Mechanisms of immune surveillance in the skin

Dendritic cells (DC) are specialized antigen presenting cells (APC) believed to be crucial in modulating the immune system and, therefore, in immune surveillance. Under pathological conditions, immune surveillance plays an important role in the defense against microorganisms as well as in keeping newly arising tumors under control. However, immune surveillance has never been proven to be operative in vivo under homeostatic conditions. In addition, depending on the cellular and molecular microenvironment, immune responses can lead not only to protective immunity against pathogens, but also to tolerance. It is the goal of this proposal to understand how skin immune responses are regulated under homeostatic and pathological conditions. For this purpose we have generated transgenic mouse models in which Ova antigen expression can be induced by Cre/loxP mediated transgene recombination in a tissue-specific and time-controllable manner either in the periphery (epidermis) or directly in antigen presenting cells (DC). These mice will allow us to analyze whether priming of T-cells occurs under homeostatic conditions when innocuous antigens are expressed in the periphery or whether additional danger signals are required to get an antigen-specific immune response. Comparison to immune responses raised against the same antigen expressed directly on DC will give more insight in the importance of antigen uptake and cross- presentation in eliciting immune responses. We will utilize this model to investigate how antigen-specific immune responses in the skin can be modulated by concomitant stimulation of the innate immune system, e.g Toll Like Receptor 7 (TLR7) by the agonist Imiquimod. We will furthermore focus on the mechanisms underlying the immunostimulatory effect of the synthetic compound Imiquimod in the skin. Finally we want to establish a tumor model to study antigen specific immune responses against defined tumor antigens. Understanding how these immune responses are regulated could ultimately lead to the development of therapeutic strategies aimed either at maintaining cutaneous homeostasis or at potentiating immune surveillance against otherwise progressively growing tumors.

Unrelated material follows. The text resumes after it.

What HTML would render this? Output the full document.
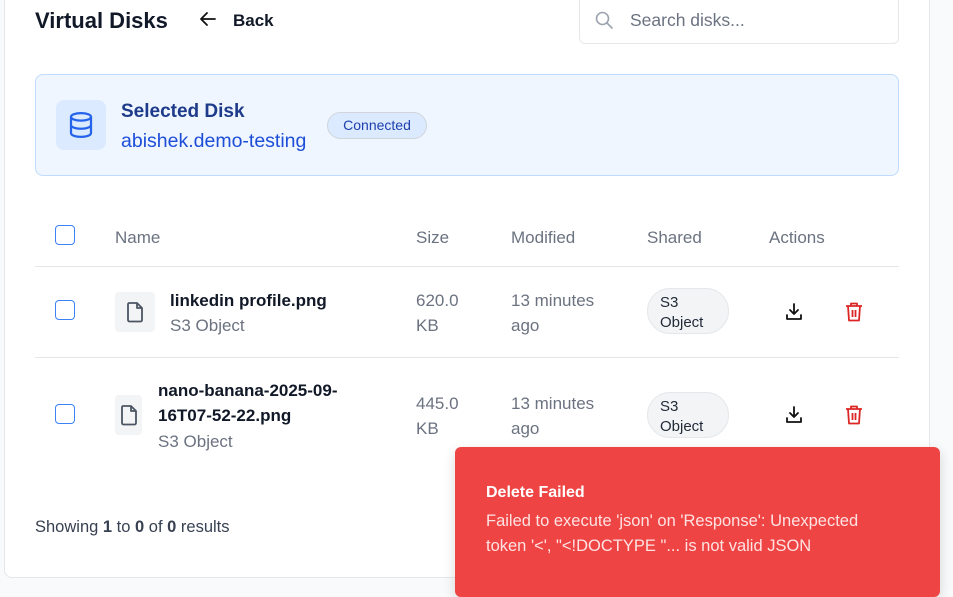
<!DOCTYPE html>
<html><head><meta charset="utf-8"><style>
*{box-sizing:border-box;margin:0;padding:0}
body{width:953px;height:586px;overflow:hidden;background:#f9fafb;font-family:"Liberation Sans",sans-serif;position:relative;color:#111827}
.card{position:absolute;left:4px;top:-10px;width:926px;height:588px;background:#fff;border:1px solid #e5e7eb;border-radius:8px}
.a{position:absolute}
.cb{position:absolute;width:20px;height:20px;border:1.5px solid #3b82f6;border-radius:4px;background:#fff}
.th{position:absolute;top:228px;font-size:17px;color:#6b7280}
.gray{color:#6b7280}
.pill{position:absolute;width:82px;height:46px;border-radius:23px;background:#f3f4f6;border:1px solid #e5e7eb;font-size:15px;color:#1f2937;padding:4px 0 0 12px;line-height:20px}
.fi{position:absolute;background:#f3f4f6;border-radius:4px;display:flex;align-items:center;justify-content:center}
.hr{position:absolute;left:35px;width:864px;height:1px;background:#e5e7eb}
</style></head><body>
<div class="card"></div>
<div class="a" style="left:35px;top:8px;font-size:22px;font-weight:bold;color:#111827">Virtual Disks</div>
<svg class="a" style="left:199px;top:11px" width="18" height="16" viewBox="0 0 18 16"><path d="M16 8H2M8 2L2 8l6 6" fill="none" stroke="#111" stroke-width="1.8" stroke-linecap="round" stroke-linejoin="round"/></svg>
<div class="a" style="left:233px;top:11px;font-size:17px;font-weight:bold">Back</div>
<div class="a" style="left:579px;top:-5px;width:320px;height:49px;border:1px solid #e5e7eb;border-radius:6px;background:#fff"></div>
<svg class="a" style="left:594px;top:10px" width="20" height="20" viewBox="0 0 20 20"><circle cx="8.5" cy="8.5" r="6" fill="none" stroke="#9ca3af" stroke-width="1.6"/><path d="M13 13l5 5" stroke="#9ca3af" stroke-width="1.6" stroke-linecap="round"/></svg>
<div class="a" style="left:630px;top:10px;font-size:17.5px;color:#6b7280">Search disks...</div>

<div class="a" style="left:35px;top:74px;width:864px;height:102px;background:#eff6ff;border:1px solid #bfdbfe;border-radius:8px"></div>
<div class="a" style="left:56px;top:100px;width:50px;height:50px;background:#dbeafe;border-radius:8px"></div>
<svg class="a" style="left:66px;top:110px" width="30" height="30" viewBox="0 0 24 24" fill="none" stroke="#2563eb" stroke-width="1.8"><ellipse cx="12" cy="5.5" rx="8" ry="3"/><path d="M4 5.5v13c0 1.7 3.6 3 8 3s8-1.3 8-3v-13M4 12c0 1.7 3.6 3 8 3s8-1.3 8-3"/></svg>
<div class="a" style="left:121px;top:101px;font-size:19px;font-weight:bold;color:#1e3a8a">Selected Disk</div>
<div class="a" style="left:121px;top:130px;font-size:19.5px;color:#1d4ed8">abishek.demo-testing</div>
<div class="a" style="left:327px;top:112px;width:100px;height:27px;background:#dbeafe;border:1px solid #d1d5db;border-radius:14px;font-size:14px;color:#1e40af;text-align:center;line-height:25px">Connected</div>

<div class="cb" style="left:55px;top:225px"></div>
<div class="th" style="left:115px">Name</div>
<div class="th" style="left:416px">Size</div>
<div class="th" style="left:511px">Modified</div>
<div class="th" style="left:647px">Shared</div>
<div class="th" style="left:769px">Actions</div>
<div class="hr" style="top:266px"></div>

<div class="cb" style="left:55px;top:300px"></div>
<div class="fi" style="left:115px;top:292px;width:40px;height:40px"><svg width="22" height="24" viewBox="0 0 22 24" fill="none" stroke="#4b5563" stroke-width="1.8" stroke-linejoin="round"><path d="M5 3h8l5 5v12a1.5 1.5 0 0 1-1.5 1.5h-11A1.5 1.5 0 0 1 4 20V4.5A1.5 1.5 0 0 1 5 3zM13 3v5h5"/></svg></div>
<div class="a" style="left:170px;top:291px;font-size:17px;font-weight:bold">linkedin profile.png</div>
<div class="a gray" style="left:170px;top:316px;font-size:17px">S3 Object</div>
<div class="a gray" style="left:416px;top:288px;font-size:17px;line-height:25px">620.0<br>KB</div>
<div class="a gray" style="left:511px;top:288px;font-size:17px;line-height:25px">13 minutes<br>ago</div>
<div class="pill" style="left:647px;top:288px">S3<br>Object</div>
<svg class="a" style="left:784px;top:302px" width="20" height="20" viewBox="0 0 20 20" fill="none" stroke="#111" stroke-width="1.8" stroke-linecap="round" stroke-linejoin="round"><path d="M10 2v10M6 8l4 4 4-4M3 13v4h14v-4"/></svg>
<svg class="a" style="left:844px;top:301px" width="20" height="22" viewBox="0 0 20 22" fill="none" stroke="#dc2626" stroke-width="1.8" stroke-linejoin="round"><path d="M2 5h16M7 5V2.5h6V5M4 5l1 14.5h10L16 5M8.5 9v7M11.5 9v7"/></svg>
<div class="hr" style="top:357px"></div>

<div class="cb" style="left:55px;top:404px"></div>
<div class="fi" style="left:115px;top:395px;width:27px;height:40px"><svg width="22" height="24" viewBox="0 0 22 24" fill="none" stroke="#4b5563" stroke-width="1.8" stroke-linejoin="round"><path d="M5 3h8l5 5v12a1.5 1.5 0 0 1-1.5 1.5h-11A1.5 1.5 0 0 1 4 20V4.5A1.5 1.5 0 0 1 5 3zM13 3v5h5"/></svg></div>
<div class="a" style="left:158px;top:378px;font-size:17px;font-weight:bold;line-height:25px">nano-banana-2025-09-<br>16T07-52-22.png</div>
<div class="a gray" style="left:158px;top:432px;font-size:17px">S3 Object</div>
<div class="a gray" style="left:416px;top:391px;font-size:17px;line-height:25px">445.0<br>KB</div>
<div class="a gray" style="left:511px;top:391px;font-size:17px;line-height:25px">13 minutes<br>ago</div>
<div class="pill" style="left:647px;top:392px">S3<br>Object</div>
<svg class="a" style="left:784px;top:405px" width="20" height="20" viewBox="0 0 20 20" fill="none" stroke="#111" stroke-width="1.8" stroke-linecap="round" stroke-linejoin="round"><path d="M10 2v10M6 8l4 4 4-4M3 13v4h14v-4"/></svg>
<svg class="a" style="left:844px;top:404px" width="20" height="22" viewBox="0 0 20 22" fill="none" stroke="#dc2626" stroke-width="1.8" stroke-linejoin="round"><path d="M2 5h16M7 5V2.5h6V5M4 5l1 14.5h10L16 5M8.5 9v7M11.5 9v7"/></svg>

<div class="a" style="left:35px;top:518px;font-size:16.5px;color:#374151">Showing <b>1</b> to <b>0</b> of <b>0</b> results</div>

<div class="a" style="left:455px;top:447px;width:485px;height:150px;background:#ef4444;border-radius:6px;box-shadow:0 4px 12px rgba(0,0,0,.15)"></div>
<div class="a" style="left:486px;top:484px;font-size:16px;font-weight:bold;color:#fff">Delete Failed</div>
<div class="a" style="left:486px;top:509px;font-size:16.5px;color:#fee2e2;line-height:25px">Failed to execute 'json' on 'Response': Unexpected<br>token '&lt;', "&lt;!DOCTYPE "... is not valid JSON</div>
</body></html>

Dendritic cells (DC) are specialized antigen presenting cells (APC) believed to be crucial in modulating the immune system. Under pathological conditions, immune surveillance plays an important role in the defense against microorganisms as well as in keeping newly arising tumors under control. However, immune surveillance has never been proven to be operative in vivo under homeostatic conditions. In addition, depending on the cellular and molecular microenvironment, immune responses can lead not only to protective immunity against pathogens, but also to tolerance. It was the goal of this proposal to understand how immune responses are regulated in healthy and diseased skin and if priming of T-cells occurs under homeostatic conditions when innocuous antigens are expressed in the epidermis. For this purpose we have generated transgenic mice in which Ova antigen expression can be induced by Cre/loxP mediated transgene recombination in a tissue-specific and time-controllable manner in the epidermis. Although Ova was efficiently expressed by epidermal cells and presented by DC, adult transgenic mice did not develop any obvious autoimmune disease symptoms like hair or weight loss. In skin-draining lymph nodes T-cells specifically recognizing Ova were activated and proliferated transiently. However, these T-cells were not able to fully respond to Ova suggesting that tolerance was induced. It is believed, that the conditions at the time of first antigen encounter may influence the outcome of the immune response. We therefore tested if Ova-specific immune responses in the skin can be modulated by concomitant application of pro-inflammatory stimuli such as Toll Like Receptor agonists at the time of Ova induction. None of stimuli applied was able to break tolerance. However, when we directly injected fully mature DCs presenting high amounts of Ova peptide on their surface, tolerance was no longer induced and antigen-specific T-cells proliferated like in wild-type controls. Our data suggest that low amount of antigen expressed in the induction phase of the immune response results in tolerance even in the presence of danger signals. This could be a protective mechanism to avoid induction of autoimmune disease during inflammatory or infectious diseases in the skin.